A sobrevivência a 5 anos foi de 6,5 %, o que é concordante com a literatura disponível em que a sobrevivência em doentes com ACPD operados surge, por norma, como inferior a 10%. Para a análise de sobrevivência, é essencial referir não só a inclusão de tumores classificados como borderline como a exclusão de doentes com perda de seguimento, o que poderia alterar o valor da sobrevivência.(22) A sobrevivência foi significativamente diferente entre os dois grupos do estudo, tendo o grupo com margens negativas uma sobrevivência média 16,4 meses superior ao grupo com margens positivas. Este resultado, apesar de alguma controvérsia que envolve o assunto,(15) vem reforçar os dados revelados por vários estudos que demonstram que as margens cirúrgicas positivas são um importante indicador de mau prognóstico.(26,27,28,29)
Ainda assim, e como o principal objetivo deste estudo se prende com a avaliação de marcadores prognósticos pré- operatórios, as variáveis estudadas foram também avaliadas pela sua influência na sobrevivência dos doentes, sendo este o endpoint final mais importante na avaliação prognóstica. Atualmente, grande parte dos marcadores prognósticos, nestes doentes, incluem apenas os achados pós-operatórios, quer cirúrgicos quer anatomopatológicos.(24)
Na regressão de Cox, concluiu-se que a presença de sinais sugestivos de invasão perineural extra-pancreática na TC é um preditor de menor sobrevivência, corroborando estudos prévios.(6,25) Quanto à densidade tumoral, um tumor com maior valor de densidade prediz uma maior sobrevivência, atestando resultados verificados noutros estudos relativamente a tumores isodensos, justificados com a biologia menos agressiva desses tumores.(24)
Este estudo apresenta, contudo, um conjunto de limitações. Por um lado, inclui um baixo número de doentes, que se distribuem por diferentes estadios e diferentes localizações dentro do pâncreas. Mas, por outro, foram estudados doentes de um período relativamente longo e de um centro com volume significativo de cirurgia hepato-bilio-pancréatica.
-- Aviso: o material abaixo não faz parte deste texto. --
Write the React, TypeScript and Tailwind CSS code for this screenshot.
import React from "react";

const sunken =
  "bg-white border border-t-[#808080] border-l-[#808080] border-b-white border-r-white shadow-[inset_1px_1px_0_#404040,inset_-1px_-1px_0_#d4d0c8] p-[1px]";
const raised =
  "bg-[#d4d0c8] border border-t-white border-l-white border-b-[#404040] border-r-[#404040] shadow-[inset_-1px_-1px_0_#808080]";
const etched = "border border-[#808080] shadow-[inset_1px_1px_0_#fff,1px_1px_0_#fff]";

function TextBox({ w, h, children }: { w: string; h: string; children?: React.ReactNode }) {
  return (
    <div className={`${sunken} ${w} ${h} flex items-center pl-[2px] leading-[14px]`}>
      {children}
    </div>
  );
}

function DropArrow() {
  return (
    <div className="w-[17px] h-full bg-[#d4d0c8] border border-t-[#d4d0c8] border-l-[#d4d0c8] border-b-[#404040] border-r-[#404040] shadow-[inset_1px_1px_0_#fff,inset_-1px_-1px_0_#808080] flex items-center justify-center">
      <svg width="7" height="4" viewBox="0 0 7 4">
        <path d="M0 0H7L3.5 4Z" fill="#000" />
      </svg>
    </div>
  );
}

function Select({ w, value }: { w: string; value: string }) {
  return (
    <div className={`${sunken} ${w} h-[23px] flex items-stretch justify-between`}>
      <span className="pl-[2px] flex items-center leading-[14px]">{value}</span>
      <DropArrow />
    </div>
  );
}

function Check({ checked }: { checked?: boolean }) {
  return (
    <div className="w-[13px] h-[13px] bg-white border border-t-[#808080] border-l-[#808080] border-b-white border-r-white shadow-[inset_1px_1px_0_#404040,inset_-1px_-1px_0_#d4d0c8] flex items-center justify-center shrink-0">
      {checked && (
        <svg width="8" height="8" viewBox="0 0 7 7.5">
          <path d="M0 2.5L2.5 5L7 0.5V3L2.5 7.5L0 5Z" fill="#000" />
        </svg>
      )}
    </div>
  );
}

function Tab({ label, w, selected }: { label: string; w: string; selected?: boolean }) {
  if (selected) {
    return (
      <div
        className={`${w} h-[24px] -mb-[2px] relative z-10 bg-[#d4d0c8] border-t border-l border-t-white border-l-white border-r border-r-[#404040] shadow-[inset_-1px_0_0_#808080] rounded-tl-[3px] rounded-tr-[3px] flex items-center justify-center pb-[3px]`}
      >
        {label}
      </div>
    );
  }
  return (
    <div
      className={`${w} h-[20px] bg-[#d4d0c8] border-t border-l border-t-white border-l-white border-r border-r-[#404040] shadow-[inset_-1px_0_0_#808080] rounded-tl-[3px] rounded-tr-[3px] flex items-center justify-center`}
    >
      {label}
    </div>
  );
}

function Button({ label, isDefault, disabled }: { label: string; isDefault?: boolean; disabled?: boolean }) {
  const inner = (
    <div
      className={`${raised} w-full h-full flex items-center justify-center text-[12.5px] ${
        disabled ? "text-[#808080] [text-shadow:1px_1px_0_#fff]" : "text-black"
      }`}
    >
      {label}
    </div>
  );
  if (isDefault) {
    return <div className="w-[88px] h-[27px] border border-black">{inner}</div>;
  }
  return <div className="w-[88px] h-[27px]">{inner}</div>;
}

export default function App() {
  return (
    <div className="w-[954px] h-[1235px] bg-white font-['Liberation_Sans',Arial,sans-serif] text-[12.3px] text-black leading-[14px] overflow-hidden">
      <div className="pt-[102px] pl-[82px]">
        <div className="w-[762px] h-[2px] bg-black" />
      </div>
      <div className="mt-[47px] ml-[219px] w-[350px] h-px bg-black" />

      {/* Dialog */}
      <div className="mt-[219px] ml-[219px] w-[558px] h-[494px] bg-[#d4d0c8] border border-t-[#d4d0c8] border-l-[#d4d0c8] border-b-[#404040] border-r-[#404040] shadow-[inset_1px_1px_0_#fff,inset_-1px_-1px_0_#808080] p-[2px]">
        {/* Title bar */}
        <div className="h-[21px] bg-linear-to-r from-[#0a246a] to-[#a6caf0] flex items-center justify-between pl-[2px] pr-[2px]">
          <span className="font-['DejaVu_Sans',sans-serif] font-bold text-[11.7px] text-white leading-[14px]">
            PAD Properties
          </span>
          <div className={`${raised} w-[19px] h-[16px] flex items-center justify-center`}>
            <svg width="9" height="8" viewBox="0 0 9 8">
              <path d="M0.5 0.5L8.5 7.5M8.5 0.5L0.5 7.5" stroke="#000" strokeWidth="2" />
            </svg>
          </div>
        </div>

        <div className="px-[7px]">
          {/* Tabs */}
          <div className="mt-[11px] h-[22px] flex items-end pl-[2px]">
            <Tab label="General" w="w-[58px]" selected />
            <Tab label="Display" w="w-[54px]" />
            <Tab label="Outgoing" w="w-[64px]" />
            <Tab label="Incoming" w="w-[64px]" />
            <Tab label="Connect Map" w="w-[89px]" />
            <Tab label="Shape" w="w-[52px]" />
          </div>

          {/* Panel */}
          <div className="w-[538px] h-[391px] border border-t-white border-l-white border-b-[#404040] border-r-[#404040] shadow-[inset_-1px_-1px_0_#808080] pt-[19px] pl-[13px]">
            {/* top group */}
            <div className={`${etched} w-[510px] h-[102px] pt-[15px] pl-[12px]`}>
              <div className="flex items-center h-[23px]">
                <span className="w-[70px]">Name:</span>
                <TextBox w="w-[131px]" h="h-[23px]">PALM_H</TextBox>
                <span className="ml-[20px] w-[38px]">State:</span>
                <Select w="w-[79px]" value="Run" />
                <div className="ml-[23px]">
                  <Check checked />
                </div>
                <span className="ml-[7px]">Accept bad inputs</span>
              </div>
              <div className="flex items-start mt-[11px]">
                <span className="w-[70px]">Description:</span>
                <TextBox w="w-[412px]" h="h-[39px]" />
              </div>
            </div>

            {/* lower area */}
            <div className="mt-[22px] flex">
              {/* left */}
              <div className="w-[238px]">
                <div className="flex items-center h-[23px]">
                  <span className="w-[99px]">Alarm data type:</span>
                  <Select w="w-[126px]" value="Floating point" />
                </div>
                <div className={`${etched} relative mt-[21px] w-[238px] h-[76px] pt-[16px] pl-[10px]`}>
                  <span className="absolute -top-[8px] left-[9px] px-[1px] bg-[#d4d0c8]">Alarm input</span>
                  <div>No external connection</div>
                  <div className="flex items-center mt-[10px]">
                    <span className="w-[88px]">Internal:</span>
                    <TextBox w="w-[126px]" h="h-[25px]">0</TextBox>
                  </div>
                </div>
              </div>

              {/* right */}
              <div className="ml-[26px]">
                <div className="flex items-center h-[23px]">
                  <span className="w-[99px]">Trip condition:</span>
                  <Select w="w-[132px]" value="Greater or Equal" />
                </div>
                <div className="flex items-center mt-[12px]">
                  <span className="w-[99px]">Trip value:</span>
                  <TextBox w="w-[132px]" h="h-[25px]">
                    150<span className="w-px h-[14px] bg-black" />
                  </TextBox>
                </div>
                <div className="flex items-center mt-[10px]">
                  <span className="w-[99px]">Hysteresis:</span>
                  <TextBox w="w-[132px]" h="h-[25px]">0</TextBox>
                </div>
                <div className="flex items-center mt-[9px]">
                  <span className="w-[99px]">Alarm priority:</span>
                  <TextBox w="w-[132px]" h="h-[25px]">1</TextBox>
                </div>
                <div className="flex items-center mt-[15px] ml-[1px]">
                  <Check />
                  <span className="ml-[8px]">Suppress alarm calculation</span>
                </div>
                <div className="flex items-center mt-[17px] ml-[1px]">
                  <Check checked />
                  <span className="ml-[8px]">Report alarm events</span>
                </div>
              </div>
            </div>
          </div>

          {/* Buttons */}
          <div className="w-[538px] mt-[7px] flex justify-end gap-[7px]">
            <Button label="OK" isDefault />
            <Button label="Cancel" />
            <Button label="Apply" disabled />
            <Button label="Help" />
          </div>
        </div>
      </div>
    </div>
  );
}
O estudo é retrospetivo, o que constitui também uma dificuldade limitando a recolha de algumas variáveis importantes. Contudo, esta limitação foi contornada pelo facto de vários parâmetros imagiológicos terem sido recolhidos após revisão das imagens e com recurso a um relatório imagiológico estruturado. Outra limitação a ter em conta é o facto de não ter sido avaliada a variabilidade intra e inter-observador para as variáveis imagiológicas, o que poderá ser particularmente relevante considerando a variabilidade encontrada na avaliação da ressecabilidade por diferentes radiologistas.(16)
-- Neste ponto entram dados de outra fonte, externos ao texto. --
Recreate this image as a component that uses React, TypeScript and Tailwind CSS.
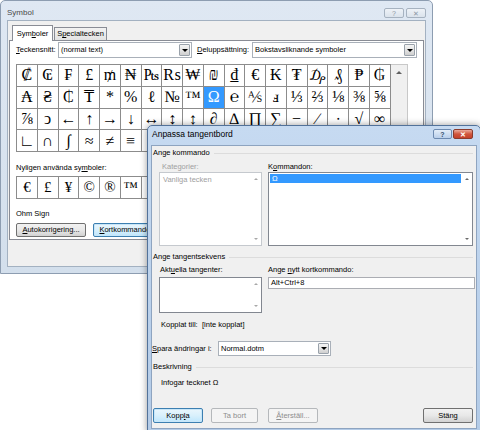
import React from 'react';

const ROWS: string[][] = [
  ['₡', '₢', '₣', '£', '₥', '₦', '₧', '₨', '₩', '₪', '₫', '€', '₭', '₮', '₯', '₰', '₱', '₲'],
  ['₳', '₴', '₵', '₸', '*', '%', 'ℓ', '№', '™', 'Ω', '℮', '⅍', 'ⅎ', '⅓', '⅔', '⅛', '⅜', '⅝'],
  ['⅞', 'ↄ', '←', '↑', '→', '↓', '↔', '↕', '↨', '∂', '∆', '∏', '∑', '−', '∕', '∙', '√', '∞'],
  // the rest of this row sits under the shortcut dialog
  ['∟', '∩', '∫', '≈', '≠', '≡', '', '', '', '', '', '', '', '', '', '', '', ''],
];

const RECENT = ['€', '£', '¥', '©', '®', '™', '', '', '', '', '', '', '', '', '', ''];

const SYM_FONT = "font-['Liberation_Serif','DejaVu_Serif',serif]";

function Tri() {
  return <div className="w-0 h-0 border-l-[3px] border-r-[3px] border-t-[3px] border-l-transparent border-r-transparent border-t-black" />;
}

function Combo({ text, w }: { text: string; w: string }) {
  return (
    <div className={`${w} h-full flex items-stretch bg-white border border-[#a9b0b9]`}>
      <div className="flex-1 flex items-center pl-[2px] leading-none">{text}</div>
      <div className="w-[11px] m-[1px] flex items-center justify-center border border-[#9aa2ab] rounded-[1px] bg-linear-to-b from-[#f4f4f4] via-[#e4e4e4] to-[#cfcfcf]">
        <Tri />
      </div>
    </div>
  );
}

function Btn({ children, w, kind = 'normal' }: { children: React.ReactNode; w: string; kind?: 'normal' | 'focus' | 'disabled' }) {
  const look =
    kind === 'focus'
      ? 'border-[#3c7fb1] bg-linear-to-b from-[#eaf6fd] via-[#d9f0fc] to-[#bee6fd] shadow-[inset_0_0_0_1px_#c8e6f8]'
      : kind === 'disabled'
        ? 'border-[#b5b8bb] bg-[#f4f4f4] text-[#8d8d8d]'
        : 'border-[#707070] bg-linear-to-b from-[#f2f2f2] via-[#e8e8e8] to-[#d2d2d2]';
  return (
    <div className={`${w} h-full flex items-center justify-center border rounded-[2px] leading-none ${look}`}>
      {children}
    </div>
  );
}

function ListArrows({ dark = false }: { dark?: boolean }) {
  return (
    <div className="w-[10px] flex flex-col items-center justify-between py-[5px]">
      <div className={`w-0 h-0 border-l-[2.5px] border-r-[2.5px] border-b-[2.5px] border-l-transparent border-r-transparent ${dark ? 'border-b-[#6a6a6a]' : 'border-b-[#a8a8a8]'}`} />
      <div className={`w-0 h-0 border-l-[2.5px] border-r-[2.5px] border-t-[2.5px] border-l-transparent border-r-transparent ${dark ? 'border-t-[#6a6a6a]' : 'border-t-[#a8a8a8]'}`} />
    </div>
  );
}

function GroupHeader({ text }: { text: string }) {
  return (
    <div className="h-[10px] flex items-center pl-[1px] pr-[3px] leading-none">
      <span>{text}</span>
      <div className="flex-1 ml-[4px] border-t border-[#dcdcdc]" />
    </div>
  );
}

function SymbolWindow() {
  return (
    <div className="absolute left-0 top-0 w-[433px] h-[274px] rounded-t-[5px] border border-[#8d9db1] bg-linear-to-b from-[#dfe8f3] to-[#d3dfec] flex flex-col">
      {/* title bar */}
      <div className="h-[19px] flex items-start justify-between pl-[6px] pr-[6px] pt-[7px] shrink-0">
        <span className="h-[10px] leading-[10px] text-[8px] text-[#4a4a4a]">Symbol</span>
        <div className="flex gap-[2px]">
          <div className="w-[20px] h-[10px] flex items-center justify-center border border-[#a6b2c0] rounded-[2px] bg-linear-to-b from-[#eef2f7] to-[#dbe3ec] text-[7px] leading-none text-[#8c97a4]">?</div>
          <div className="w-[20px] h-[10px] flex items-center justify-center border border-[#a6b2c0] rounded-[2px] bg-linear-to-b from-[#eef2f7] to-[#dbe3ec] text-[7px] leading-none text-[#8c97a4]">✕</div>
        </div>
      </div>
      {/* client area */}
      <div className="flex-1 mx-[6px] mb-[6px] bg-[#f0f0f0] border border-[#a3b1c1] flex flex-col">
        {/* tabs */}
        <div className="h-[19px] pt-[3px] pl-[4px] flex items-end shrink-0">
          <div className="h-[16px] w-[41px] -mb-px z-10 flex items-center justify-center border border-b-0 border-[#898c95] bg-white leading-none">
            Sym<span className="underline">b</span>oler
          </div>
          <div className="h-[13px] w-[53px] ml-px flex items-center justify-center border border-b-0 border-[#898c95] bg-linear-to-b from-[#f2f2f2] to-[#e3e3e3] leading-none">
            S<span className="underline">p</span>ecialtecken
          </div>
        </div>
        {/* panel */}
        <div className="mx-px h-[200px] border border-[#898c95] bg-white flex flex-col pl-[6px] shrink-0">
          <div className="h-[16px] mt-px flex items-center">
            <span className="w-[42px] leading-none"><span className="underline">T</span>eckensnitt:</span>
            <Combo text="(normal text)" w="w-[134px]" />
            <span className="w-[55px] ml-[5px] leading-none"><span className="underline">D</span>eluppsättning:</span>
            <Combo text="Bokstavsliknande symboler" w="w-[165px]" />
          </div>
          <div className="mt-[6px] flex">
            <div className={`grid grid-cols-[repeat(18,20.75px)] border-l border-t border-[#8c8c8c] ${SYM_FONT}`}>
              {ROWS.flat().map((ch, i) => (
                <div
                  key={i}
                  className={`h-[21.75px] flex items-center justify-center border-r border-b border-[#8c8c8c] text-[16px] leading-none ${
                    ch === 'Ω' ? 'bg-[#3399ff] text-white' : 'text-black'
                  }`}
                >
                  {ch}
                </div>
              ))}
            </div>
            <div className="w-[17px] border-t border-r border-b border-[#c8c8c8] bg-[#f0f0f0] flex flex-col items-center">
              <div className="h-[14px] flex items-center justify-center">
                <div className="w-0 h-0 border-l-[3px] border-r-[3px] border-b-[3px] border-l-transparent border-r-transparent border-b-[#606060]" />
              </div>
              <div className="flex-1" />
              <div className="w-[13px] h-[12px] border border-[#9a9a9a] rounded-[2px] bg-linear-to-r from-[#f0f0f0] to-[#dadada]" />
            </div>
          </div>
          <div className="mt-[11px] h-[10px] leading-[10px]">
            Nyligen använda sy<span className="underline">m</span>boler:
          </div>
          <div className={`mt-[3px] flex border-l border-t border-[#8c8c8c] self-start ${SYM_FONT}`}>
            {RECENT.map((ch, i) => (
              <div key={i} className="w-[20.75px] h-[22px] flex items-center justify-center border-r border-b border-[#8c8c8c] text-[15px] leading-none">
                {ch}
              </div>
            ))}
          </div>
          <div className="mt-[10px] h-[10px] leading-[10px]">Ohm Sign</div>
          <div className="mt-[4px] h-[14px] flex">
            <Btn w="w-[70px]"><span className="underline">A</span>utokorrigering...</Btn>
            <div className="ml-[7px]">
              <Btn w="w-[70px]" kind="focus"><span className="underline">K</span>ortkommando...</Btn>
            </div>
          </div>
        </div>
      </div>
    </div>
  );
}

function KeyboardDialog() {
  return (
    <div className="absolute left-[147px] top-[125px] w-[334px] h-[308px] rounded-t-[5px] border border-[#52729a] bg-linear-to-b from-[#c6daf1] via-[#bcd2ec] to-[#b3cbe7] shadow-[0_0_7px_rgba(0,0,0,0.4)] flex flex-col">
      <div className="h-[19px] flex items-start justify-between pl-[4px] pr-[7px] pt-[3px] shrink-0">
        <span className="h-[10px] leading-[10px] text-[8.5px] text-black">Anpassa tangentbord</span>
        <div className="flex gap-px">
          <div className="w-[19px] h-[10px] flex items-center justify-center border border-[#6d8ab0] rounded-[2px] bg-linear-to-b from-[#e3edf8] to-[#b9cfea] text-[7px] font-bold leading-none text-[#35506f]">?</div>
          <div className="w-[20px] h-[10px] flex items-center justify-center border border-[#8a3b2c] rounded-[2px] bg-linear-to-b from-[#e9a99b] via-[#d0553c] to-[#c4402a] text-[7px] font-bold leading-none text-white">✕</div>
        </div>
      </div>
      <div className="flex-1 mx-[3px] mb-[3px] bg-[#f0f0f0] border border-[#8ea4c0] flex flex-col">
        <div className="mt-[2px]"><GroupHeader text="Ange kommando" /></div>
        <div className="mt-[4px] flex h-[9px] leading-[9px]">
          <span className="ml-[10px] w-[100px] text-[#a0a0a0]">Kategorier:</span>
          <span className="ml-[6px]">K<span className="underline">o</span>mmandon:</span>
        </div>
        <div className="mt-px flex h-[74px]">
          <div className="ml-[7px] w-[103px] bg-white border border-[#c5c9ce] flex">
            <div className="flex-1 pl-[3px] pt-[2px] leading-[9px] text-[#a0a0a0]">Vanliga tecken</div>
            <ListArrows />
          </div>
          <div className="ml-[6px] w-[205px] bg-white border border-[#828790] flex">
            <div className="flex-1 p-[1px]">
              <div className="h-[9px] bg-[#3399ff] text-white pl-[2px] leading-[9px] overflow-hidden">Ω</div>
            </div>
            <ListArrows dark />
          </div>
        </div>
        <div className="mt-[6px]"><GroupHeader text="Ange tangentsekvens" /></div>
        <div className="mt-[3px] flex h-[10px] leading-[10px]">
          <span className="ml-[8px] w-[102px]">Akt<span className="underline">u</span>ella tangenter:</span>
          <span className="ml-[6px]">Ange <span className="underline">n</span>ytt kortkommando:</span>
        </div>
        <div className="mt-[2px] flex items-start">
          <div className="ml-[7px] w-[103px] h-[36px] bg-white border border-[#828790] flex justify-end">
            <ListArrows />
          </div>
          <div className="ml-[6px] w-[207px] h-[12px] bg-white border border-[#abadb3] flex items-center pl-[2px] leading-none">
            Alt+Ctrl+8
          </div>
        </div>
        <div className="mt-[7px] h-[10px] flex leading-[10px]">
          <span className="ml-[9px] w-[41px]">Kopplat till:</span>
          <span>[inte kopplat]</span>
        </div>
        <div className="mt-[11px] h-[15px] flex items-center">
          <span className="w-[66px] leading-none"><span className="underline">S</span>para ändringar i:</span>
          <Combo text="Normal.dotm" w="w-[113px]" />
        </div>
        <div className="mt-[6px]"><GroupHeader text="Beskrivning" /></div>
        <div className="mt-[6px] h-[10px] leading-[10px] pl-[9px]">Infogar tecknet Ω</div>
        <div className="mt-[20px] h-[15px] flex">
          <div className="ml-px">
            <Btn w="w-[50px]" kind="focus">Kopp<span className="underline">l</span>a</Btn>
          </div>
          <div className="ml-[8px]">
            <Btn w="w-[47px]" kind="disabled">Ta bort</Btn>
          </div>
          <div className="ml-[10px]">
            <Btn w="w-[50px]" kind="disabled"><span className="underline">Å</span>terställ...</Btn>
          </div>
          <div className="ml-auto mr-[3px]">
            <Btn w="w-[50px]">Stäng</Btn>
          </div>
        </div>
      </div>
    </div>
  );
}

export default function App() {
  return (
    <div className="relative w-[480px] h-[430px] overflow-hidden bg-white text-black text-[7.5px] font-['Liberation_Sans',Arial,sans-serif]">
      <SymbolWindow />
      <KeyboardDialog />
    </div>
  );
}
De salientar ainda o facto de não terem sido contempladas as terapêuticas adjuvantes neste estudo, que também poderão ter influenciado a sobrevivência dos doentes.
Conclusão
A TC pré-operatória tem um papel estabelecido na decisão de ressecabilidade dos doentes com adenocarcinoma pancreático. É também uma ferramenta útil na identificação de doentes com neoplasia potencialmente curável com pior prognóstico após a cirurgia, permitindo reconhecer doentes com maior probabilidade de obter margens cirúrgicas positivas e menor sobrevivência. Considerando o uso crescente da terapêutica neoadjuvante neste contexto, a TC pode assumir um papel essencial na identificação dos doentes que beneficiem desta estratégia terapêutica.
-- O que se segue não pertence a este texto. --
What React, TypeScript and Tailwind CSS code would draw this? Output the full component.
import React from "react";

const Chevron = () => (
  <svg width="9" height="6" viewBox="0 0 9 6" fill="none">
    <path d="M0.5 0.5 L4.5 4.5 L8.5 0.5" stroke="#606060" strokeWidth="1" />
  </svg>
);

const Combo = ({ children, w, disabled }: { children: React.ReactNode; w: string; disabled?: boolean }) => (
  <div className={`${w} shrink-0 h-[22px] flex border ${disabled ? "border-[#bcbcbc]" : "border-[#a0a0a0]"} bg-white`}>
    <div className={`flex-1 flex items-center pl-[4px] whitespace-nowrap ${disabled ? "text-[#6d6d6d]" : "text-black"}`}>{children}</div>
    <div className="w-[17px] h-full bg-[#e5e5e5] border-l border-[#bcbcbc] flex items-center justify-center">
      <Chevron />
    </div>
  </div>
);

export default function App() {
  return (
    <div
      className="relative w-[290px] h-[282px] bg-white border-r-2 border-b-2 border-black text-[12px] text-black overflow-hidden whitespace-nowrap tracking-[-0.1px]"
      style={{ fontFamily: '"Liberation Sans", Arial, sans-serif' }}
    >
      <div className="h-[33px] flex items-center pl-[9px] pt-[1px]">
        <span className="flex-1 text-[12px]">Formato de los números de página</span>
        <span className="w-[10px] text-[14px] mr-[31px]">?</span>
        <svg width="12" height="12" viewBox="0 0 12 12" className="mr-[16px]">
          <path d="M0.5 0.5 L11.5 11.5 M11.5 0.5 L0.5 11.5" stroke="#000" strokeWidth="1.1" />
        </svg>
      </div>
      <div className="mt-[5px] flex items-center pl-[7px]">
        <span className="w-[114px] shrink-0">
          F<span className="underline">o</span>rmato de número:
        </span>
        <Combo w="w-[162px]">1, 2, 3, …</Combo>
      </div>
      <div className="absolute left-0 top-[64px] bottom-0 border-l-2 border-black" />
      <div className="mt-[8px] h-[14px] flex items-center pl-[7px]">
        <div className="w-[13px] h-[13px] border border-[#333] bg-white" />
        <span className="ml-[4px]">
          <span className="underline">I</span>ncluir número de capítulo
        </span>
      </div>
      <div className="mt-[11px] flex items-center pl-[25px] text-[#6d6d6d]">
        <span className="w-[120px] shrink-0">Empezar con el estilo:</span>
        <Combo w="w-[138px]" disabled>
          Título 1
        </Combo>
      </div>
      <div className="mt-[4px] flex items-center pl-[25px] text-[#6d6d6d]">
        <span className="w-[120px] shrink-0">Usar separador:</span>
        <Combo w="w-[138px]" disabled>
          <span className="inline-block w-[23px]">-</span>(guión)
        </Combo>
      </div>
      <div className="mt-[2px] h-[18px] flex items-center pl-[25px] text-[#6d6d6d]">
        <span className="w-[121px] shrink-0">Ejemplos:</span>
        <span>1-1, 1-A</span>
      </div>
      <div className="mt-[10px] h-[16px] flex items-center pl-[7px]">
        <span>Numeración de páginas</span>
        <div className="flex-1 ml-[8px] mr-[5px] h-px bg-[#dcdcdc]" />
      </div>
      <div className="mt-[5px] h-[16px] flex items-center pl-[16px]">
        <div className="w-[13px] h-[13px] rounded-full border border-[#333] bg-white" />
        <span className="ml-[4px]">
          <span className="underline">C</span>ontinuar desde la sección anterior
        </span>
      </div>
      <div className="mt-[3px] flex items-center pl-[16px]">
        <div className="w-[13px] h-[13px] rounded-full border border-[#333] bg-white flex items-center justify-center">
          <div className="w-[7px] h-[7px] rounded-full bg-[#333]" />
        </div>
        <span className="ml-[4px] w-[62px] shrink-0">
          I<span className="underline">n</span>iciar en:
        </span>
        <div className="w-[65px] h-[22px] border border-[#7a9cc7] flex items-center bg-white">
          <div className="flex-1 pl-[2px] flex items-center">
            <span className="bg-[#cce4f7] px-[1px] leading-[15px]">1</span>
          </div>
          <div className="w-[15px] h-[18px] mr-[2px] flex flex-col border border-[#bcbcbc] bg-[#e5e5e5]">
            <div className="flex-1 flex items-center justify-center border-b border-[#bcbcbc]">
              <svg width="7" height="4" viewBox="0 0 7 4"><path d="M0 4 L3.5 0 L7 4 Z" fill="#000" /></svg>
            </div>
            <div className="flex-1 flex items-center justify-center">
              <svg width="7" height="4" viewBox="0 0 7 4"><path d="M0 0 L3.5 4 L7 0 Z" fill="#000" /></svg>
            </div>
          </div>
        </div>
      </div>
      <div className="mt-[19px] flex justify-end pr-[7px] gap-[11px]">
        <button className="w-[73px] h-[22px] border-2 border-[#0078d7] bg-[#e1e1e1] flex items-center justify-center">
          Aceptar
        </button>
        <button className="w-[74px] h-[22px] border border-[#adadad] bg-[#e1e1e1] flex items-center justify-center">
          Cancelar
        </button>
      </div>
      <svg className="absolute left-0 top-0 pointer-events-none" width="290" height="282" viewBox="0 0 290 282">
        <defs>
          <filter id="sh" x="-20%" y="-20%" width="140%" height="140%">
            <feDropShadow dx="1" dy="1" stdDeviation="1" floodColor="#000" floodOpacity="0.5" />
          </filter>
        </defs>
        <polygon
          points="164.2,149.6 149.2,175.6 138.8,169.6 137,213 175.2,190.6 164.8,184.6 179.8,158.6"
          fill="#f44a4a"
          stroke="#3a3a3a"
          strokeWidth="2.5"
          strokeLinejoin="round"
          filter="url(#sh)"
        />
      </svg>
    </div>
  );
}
Este estudo demonstra que os sinais de contacto vascular são particularmente importantes na previsão das margens cirúrgicas e que alguns dados imagiológicos recentemente explorados, como os sinais sugestivos de invasão perineural extra-pancreática ou o valor de densidade tumoral, podem ser cruciais para prever a sobrevivência dos doentes. Deste modo, torna-se cada vez mais premente uma descrição detalhada da TC pré-operatória. Para além da avaliação da ressecabilidade da lesão, é pertinente considerar a inclusão de outros dados relevantes nos relatórios estruturados, ainda que estes careçam de maior validação prospetiva que deverá ser posta em curso.